**Directions**. Copy out every line of the records where the string "this" occurs.

**Data shown**.
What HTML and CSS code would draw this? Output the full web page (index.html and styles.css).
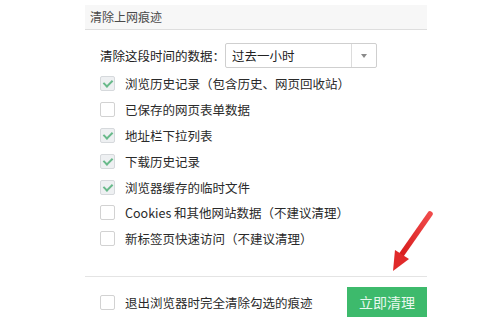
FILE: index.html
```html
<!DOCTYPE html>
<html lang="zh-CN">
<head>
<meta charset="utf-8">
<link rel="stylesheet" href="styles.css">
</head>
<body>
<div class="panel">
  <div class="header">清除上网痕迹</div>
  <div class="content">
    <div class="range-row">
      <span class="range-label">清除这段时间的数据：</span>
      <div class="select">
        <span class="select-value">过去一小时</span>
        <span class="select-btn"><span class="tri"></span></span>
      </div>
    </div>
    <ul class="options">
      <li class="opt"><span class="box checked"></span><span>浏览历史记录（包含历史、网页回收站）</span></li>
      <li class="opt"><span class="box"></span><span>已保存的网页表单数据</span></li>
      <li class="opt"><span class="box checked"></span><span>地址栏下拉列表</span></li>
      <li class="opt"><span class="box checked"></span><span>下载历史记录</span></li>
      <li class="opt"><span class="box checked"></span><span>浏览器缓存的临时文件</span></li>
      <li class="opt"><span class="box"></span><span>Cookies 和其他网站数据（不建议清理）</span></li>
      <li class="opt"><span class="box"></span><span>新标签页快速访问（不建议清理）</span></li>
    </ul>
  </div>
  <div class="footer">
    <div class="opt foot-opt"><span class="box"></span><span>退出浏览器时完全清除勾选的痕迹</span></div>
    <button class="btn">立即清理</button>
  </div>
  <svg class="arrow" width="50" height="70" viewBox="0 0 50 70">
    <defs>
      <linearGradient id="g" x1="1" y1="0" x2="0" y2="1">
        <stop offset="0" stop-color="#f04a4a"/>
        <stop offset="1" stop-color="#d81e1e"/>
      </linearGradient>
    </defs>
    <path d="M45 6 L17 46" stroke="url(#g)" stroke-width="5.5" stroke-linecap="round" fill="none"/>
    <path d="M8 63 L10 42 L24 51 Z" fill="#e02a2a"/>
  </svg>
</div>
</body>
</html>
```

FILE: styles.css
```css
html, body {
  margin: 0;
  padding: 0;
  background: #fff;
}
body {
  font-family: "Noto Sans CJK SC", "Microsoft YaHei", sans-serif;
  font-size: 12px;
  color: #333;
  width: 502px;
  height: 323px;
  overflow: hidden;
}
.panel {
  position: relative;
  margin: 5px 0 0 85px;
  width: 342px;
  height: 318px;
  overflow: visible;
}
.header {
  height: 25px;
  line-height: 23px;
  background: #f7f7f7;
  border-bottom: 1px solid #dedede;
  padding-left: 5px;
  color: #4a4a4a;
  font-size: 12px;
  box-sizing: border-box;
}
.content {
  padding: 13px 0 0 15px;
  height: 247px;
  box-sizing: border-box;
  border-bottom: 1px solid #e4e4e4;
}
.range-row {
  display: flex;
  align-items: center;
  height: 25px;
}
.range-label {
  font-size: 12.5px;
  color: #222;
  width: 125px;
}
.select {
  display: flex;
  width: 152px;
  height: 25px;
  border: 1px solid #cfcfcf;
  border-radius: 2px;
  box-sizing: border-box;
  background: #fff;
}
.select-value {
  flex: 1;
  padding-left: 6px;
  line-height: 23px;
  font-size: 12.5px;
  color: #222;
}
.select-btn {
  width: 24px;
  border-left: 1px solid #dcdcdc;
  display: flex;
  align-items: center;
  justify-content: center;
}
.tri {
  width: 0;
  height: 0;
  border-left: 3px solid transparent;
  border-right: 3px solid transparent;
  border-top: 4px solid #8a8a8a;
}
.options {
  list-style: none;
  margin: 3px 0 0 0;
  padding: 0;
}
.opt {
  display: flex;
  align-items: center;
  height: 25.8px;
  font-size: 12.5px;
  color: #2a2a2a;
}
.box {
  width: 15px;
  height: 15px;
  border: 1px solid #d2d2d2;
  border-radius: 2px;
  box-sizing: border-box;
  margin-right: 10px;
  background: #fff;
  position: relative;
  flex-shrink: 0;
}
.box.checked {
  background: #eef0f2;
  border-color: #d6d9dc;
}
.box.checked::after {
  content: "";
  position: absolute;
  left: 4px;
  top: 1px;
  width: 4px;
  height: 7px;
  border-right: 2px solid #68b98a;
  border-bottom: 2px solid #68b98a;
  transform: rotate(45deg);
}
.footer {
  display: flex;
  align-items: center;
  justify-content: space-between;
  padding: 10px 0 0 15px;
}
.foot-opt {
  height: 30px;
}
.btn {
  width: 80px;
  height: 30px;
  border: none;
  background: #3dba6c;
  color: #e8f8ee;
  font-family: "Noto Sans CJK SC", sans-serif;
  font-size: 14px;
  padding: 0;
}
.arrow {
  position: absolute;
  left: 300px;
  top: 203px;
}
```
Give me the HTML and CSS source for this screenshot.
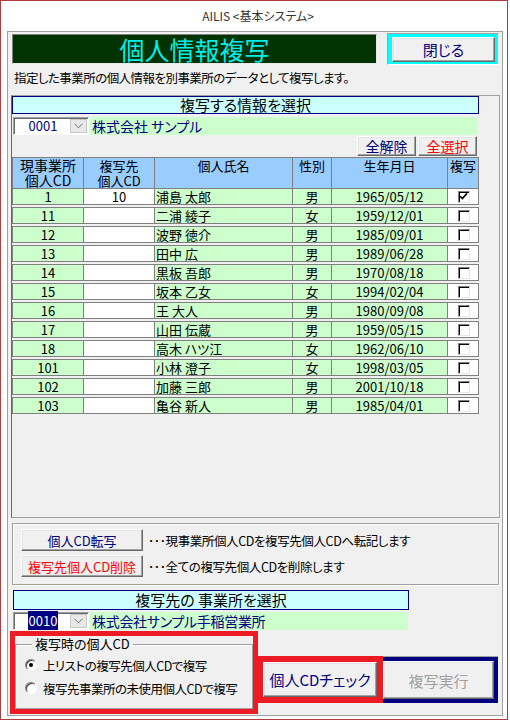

**Exercise result**.
What HTML and CSS code would draw this? Output the full web page (index.html and styles.css).
Give me the HTML and CSS source for this screenshot.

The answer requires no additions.